* [TASK INSTRUCTIONS]: Would you repeat the listing exactly but omit every picture?

-------- DATASET EXCERPT

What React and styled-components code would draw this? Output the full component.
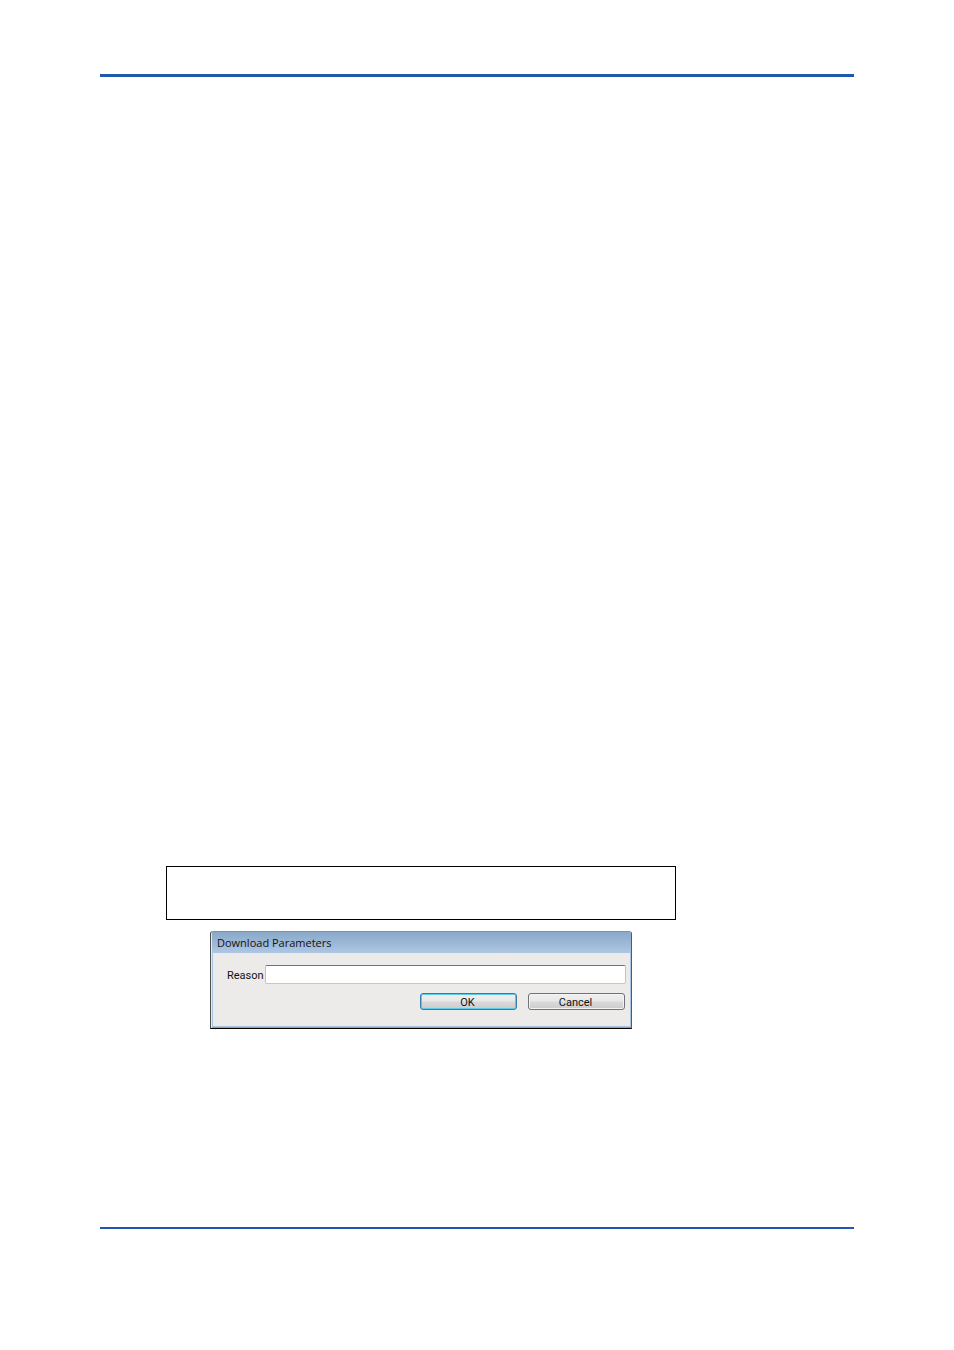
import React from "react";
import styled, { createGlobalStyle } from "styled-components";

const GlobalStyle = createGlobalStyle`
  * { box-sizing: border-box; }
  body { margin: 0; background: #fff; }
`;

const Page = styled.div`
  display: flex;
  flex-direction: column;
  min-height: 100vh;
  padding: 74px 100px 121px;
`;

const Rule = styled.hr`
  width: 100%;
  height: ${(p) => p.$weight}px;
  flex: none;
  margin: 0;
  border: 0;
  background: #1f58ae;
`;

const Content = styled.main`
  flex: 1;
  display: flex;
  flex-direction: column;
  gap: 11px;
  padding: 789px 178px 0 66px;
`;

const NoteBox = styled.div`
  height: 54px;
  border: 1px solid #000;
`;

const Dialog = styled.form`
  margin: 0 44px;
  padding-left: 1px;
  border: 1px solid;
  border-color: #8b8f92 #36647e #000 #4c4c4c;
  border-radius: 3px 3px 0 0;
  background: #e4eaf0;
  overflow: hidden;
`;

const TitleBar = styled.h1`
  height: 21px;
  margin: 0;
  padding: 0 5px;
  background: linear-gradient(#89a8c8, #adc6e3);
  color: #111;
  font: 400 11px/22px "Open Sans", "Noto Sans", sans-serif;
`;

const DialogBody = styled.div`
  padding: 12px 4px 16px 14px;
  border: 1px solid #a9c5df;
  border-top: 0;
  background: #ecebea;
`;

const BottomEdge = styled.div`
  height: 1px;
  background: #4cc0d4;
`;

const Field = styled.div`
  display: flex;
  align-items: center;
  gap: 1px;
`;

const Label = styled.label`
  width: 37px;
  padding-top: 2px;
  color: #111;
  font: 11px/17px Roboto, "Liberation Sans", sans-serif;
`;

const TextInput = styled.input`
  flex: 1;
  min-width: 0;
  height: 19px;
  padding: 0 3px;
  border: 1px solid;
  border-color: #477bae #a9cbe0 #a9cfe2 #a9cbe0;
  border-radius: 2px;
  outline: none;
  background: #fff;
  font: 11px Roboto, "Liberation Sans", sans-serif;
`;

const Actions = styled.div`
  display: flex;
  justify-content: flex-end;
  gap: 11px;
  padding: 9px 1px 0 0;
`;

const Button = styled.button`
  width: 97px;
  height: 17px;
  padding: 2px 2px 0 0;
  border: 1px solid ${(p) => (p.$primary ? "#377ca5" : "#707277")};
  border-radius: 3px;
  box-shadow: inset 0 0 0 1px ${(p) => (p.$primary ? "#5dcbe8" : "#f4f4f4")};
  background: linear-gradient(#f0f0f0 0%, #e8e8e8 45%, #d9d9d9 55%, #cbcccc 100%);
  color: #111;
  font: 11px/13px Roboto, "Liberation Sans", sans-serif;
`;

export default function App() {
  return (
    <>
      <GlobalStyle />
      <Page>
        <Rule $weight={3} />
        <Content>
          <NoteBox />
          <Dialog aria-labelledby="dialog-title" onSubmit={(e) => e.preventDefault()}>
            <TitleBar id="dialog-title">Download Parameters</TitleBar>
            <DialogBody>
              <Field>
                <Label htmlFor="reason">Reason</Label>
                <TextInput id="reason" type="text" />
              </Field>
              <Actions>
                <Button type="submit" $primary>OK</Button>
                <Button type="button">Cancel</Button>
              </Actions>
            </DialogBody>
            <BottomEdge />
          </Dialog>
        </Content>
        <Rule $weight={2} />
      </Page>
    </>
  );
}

----------------

* [THE COMPLETED TASK]:
What React and styled-components code would draw this? Output the full component.
import React from "react";
import styled, { createGlobalStyle } from "styled-components";

const GlobalStyle = createGlobalStyle`
  * { box-sizing: border-box; }
  body { margin: 0; background: #fff; }
`;

const Page = styled.div`
  display: flex;
  flex-direction: column;
  min-height: 100vh;
  padding: 74px 100px 121px;
`;

const Rule = styled.hr`
  width: 100%;
  height: ${(p) => p.$weight}px;
  flex: none;
  margin: 0;
  border: 0;
  background: #1f58ae;
`;

const Content = styled.main`
  flex: 1;
  display: flex;
  flex-direction: column;
  gap: 11px;
  padding: 789px 178px 0 66px;
`;

const NoteBox = styled.div`
  height: 54px;
  border: 1px solid #000;
`;

const Dialog = styled.form`
  margin: 0 44px;
  padding-left: 1px;
  border: 1px solid;
  border-color: #8b8f92 #36647e #000 #4c4c4c;
  border-radius: 3px 3px 0 0;
  background: #e4eaf0;
  overflow: hidden;
`;

const TitleBar = styled.h1`
  height: 21px;
  margin: 0;
  padding: 0 5px;
  background: linear-gradient(#89a8c8, #adc6e3);
  color: #111;
  font: 400 11px/22px "Open Sans", "Noto Sans", sans-serif;
`;

const DialogBody = styled.div`
  padding: 12px 4px 16px 14px;
  border: 1px solid #a9c5df;
  border-top: 0;
  background: #ecebea;
`;

const BottomEdge = styled.div`
  height: 1px;
  background: #4cc0d4;
`;

const Field = styled.div`
  display: flex;
  align-items: center;
  gap: 1px;
`;

const Label = styled.label`
  width: 37px;
  padding-top: 2px;
  color: #111;
  font: 11px/17px Roboto, "Liberation Sans", sans-serif;
`;

const TextInput = styled.input`
  flex: 1;
  min-width: 0;
  height: 19px;
  padding: 0 3px;
  border: 1px solid;
  border-color: #477bae #a9cbe0 #a9cfe2 #a9cbe0;
  border-radius: 2px;
  outline: none;
  background: #fff;
  font: 11px Roboto, "Liberation Sans", sans-serif;
`;

const Actions = styled.div`
  display: flex;
  justify-content: flex-end;
  gap: 11px;
  padding: 9px 1px 0 0;
`;

const Button = styled.button`
  width: 97px;
  height: 17px;
  padding: 2px 2px 0 0;
  border: 1px solid ${(p) => (p.$primary ? "#377ca5" : "#707277")};
  border-radius: 3px;
  box-shadow: inset 0 0 0 1px ${(p) => (p.$primary ? "#5dcbe8" : "#f4f4f4")};
  background: linear-gradient(#f0f0f0 0%, #e8e8e8 45%, #d9d9d9 55%, #cbcccc 100%);
  color: #111;
  font: 11px/13px Roboto, "Liberation Sans", sans-serif;
`;

export default function App() {
  return (
    <>
      <GlobalStyle />
      <Page>
        <Rule $weight={3} />
        <Content>
          <NoteBox />
          <Dialog aria-labelledby="dialog-title" onSubmit={(e) => e.preventDefault()}>
            <TitleBar id="dialog-title">Download Parameters</TitleBar>
            <DialogBody>
              <Field>
                <Label htmlFor="reason">Reason</Label>
                <TextInput id="reason" type="text" />
              </Field>
              <Actions>
                <Button type="submit" $primary>OK</Button>
                <Button type="button">Cancel</Button>
              </Actions>
            </DialogBody>
            <BottomEdge />
          </Dialog>
        </Content>
        <Rule $weight={2} />
      </Page>
    </>
  );
}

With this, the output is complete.